The legislative process

Opt-outs will apply to the proposed Directive: again, Denmark is entirely opted out of EU criminal law adopted after the Treaty of Lisbon, while Ireland can choose to opt in or not. (Update, March 8 2023: Ireland has opted in). Again, we can only speculate whether the UK would have chosen to opt in or out.

Other Member States have a form of protection for their interests too. Although the ‘ordinary legislative procedure’ applies to the adoption of laws in this area (see the text of Article 83(1) above), which means only a qualified majority of Member States in the Council is necessary to adopt a law (along with agreement of the European Parliament), Article 83(3) TFEU provides that if a Member State believes that a Directive ‘would affect fundamental aspects of its criminal justice system’, it can effectively pull an ‘emergency brake’ and ask EU leaders to discuss the issue. If there’s no agreement at that level, if at least nine Member States still want to participate in the proposed law, they can trigger ‘enhanced cooperation’ to go ahead – without the objecting Member State(s) – on a fast-track basis. To date, Article 83(3) has not been used, although its mere existence may have meant that any concerns Member States have raised about their criminal justice systems received particular attention during negotiations.

Comments

It’s difficult to see what impact the extension of competence, in conjunction with the proposal to harmonize the law (if adopted), would have in practice, without more detail on what changes would be made to national law as a consequence of its adoption. One issue with criminal law – just as with non-criminal forms of regulation of conduct – is of course the resources and expertise necessary to investigate and bring prosecutions. On this point, the prospect of extending competence to the European Public Prosecutor’s Office to include breaches of EU foreign policy sanctions has been raised by the German and French justice ministers. This would certainly be a big development if it happens (extensions of EPPO competence need unanimous agreement of Member States, although some Member States have opted out of the EPPO; the Commission’s proposal to extend its competence to terrorism has not been agreed so far).

Is this extension of EU competence an example of the endless EU power-grabs so feared by the EU’s critics? On this, it’s notable that the extension came on the eve of the thirteenth anniversary of the Lisbon Treaty entering into force – and yet it’s the first such extension of competence in that whole time. By contrast, Member States have not yet agreed an earlier proposal to extend the list of Eurocrimes to cover hate speech and hate crimes. Nor, as noted above, have they agreed the proposal to drop unanimous voting for some foreign policy measures – or to drop unanimity in a number of other areas which the Commission proposed years ago.  

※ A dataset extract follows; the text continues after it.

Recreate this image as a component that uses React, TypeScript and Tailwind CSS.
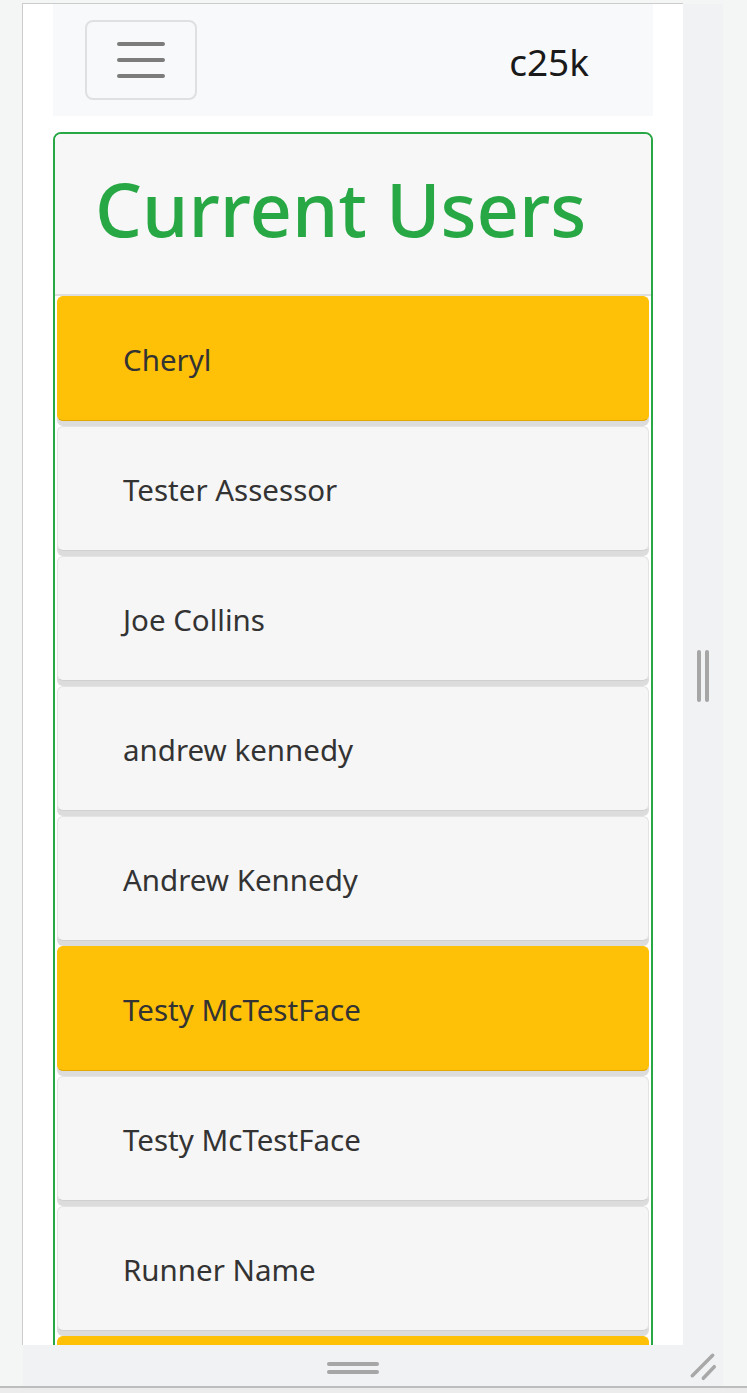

The extension of competence is better understood as part of the EU’s response to the Russian invasion of Ukraine – which has also prompted developments in the use of EU defence powers, and the first-ever use of the long-dormant temporary protection Directive. By itself, the extension of EU competence and the use of those new powers will not end the invasion – and, as noted already, it applies to other EU sanctions too. Nor does it address the criticism that that those sanctions are too little and too late. But it may make some contribution to the effective implementation of those sanctions which have been established to oppose the invasion, and in any event it sends a political message that the EU is stepping up their enforcement.